A Abear afirma que é favorável a uma readequação. "As empresas menores cresceram e é natural que queiram mais espaço em Congonhas", afirma Sanovicz. O problema, segundo ele, é que a proposta prejudicaria as empresas que historicamente mais investiram no aeroporto. "Respeitar o ambiente (de negócios) regulado é fundamental na aviação, porque os investimentos são feitos em longo prazo. Se uma empresa pedir aviões agora, eles serão entregues em quatro ou cinco anos", diz.

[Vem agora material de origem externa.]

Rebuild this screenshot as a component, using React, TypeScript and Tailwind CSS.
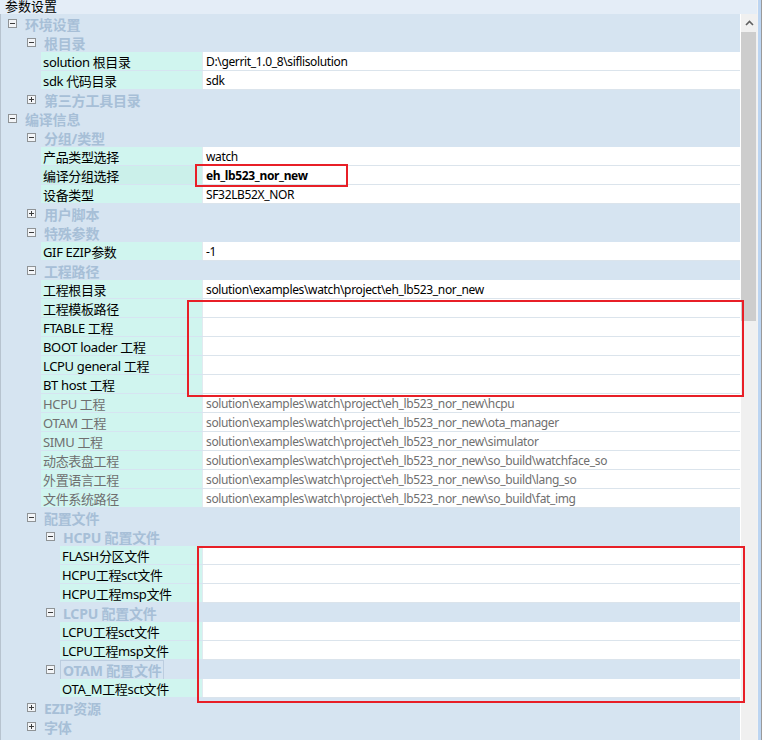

Para ele, é uma questão de "crescer o bolo" que é Congonhas, em vez de dividi-lo em partes menores. "Tem um pedaço do bolo pronto pra ser comido, que colocaram no congelador e ninguém deixa usar", afirma Sanovicz.
"Esse é o debate para garantir novos entrantes em Congonhas sem criar uma crise na malha nacional. É um debate que afeta toda a malha aérea, podendo afetar seriamente a grande conquista da década, que é a inclusão do consumidor", diz.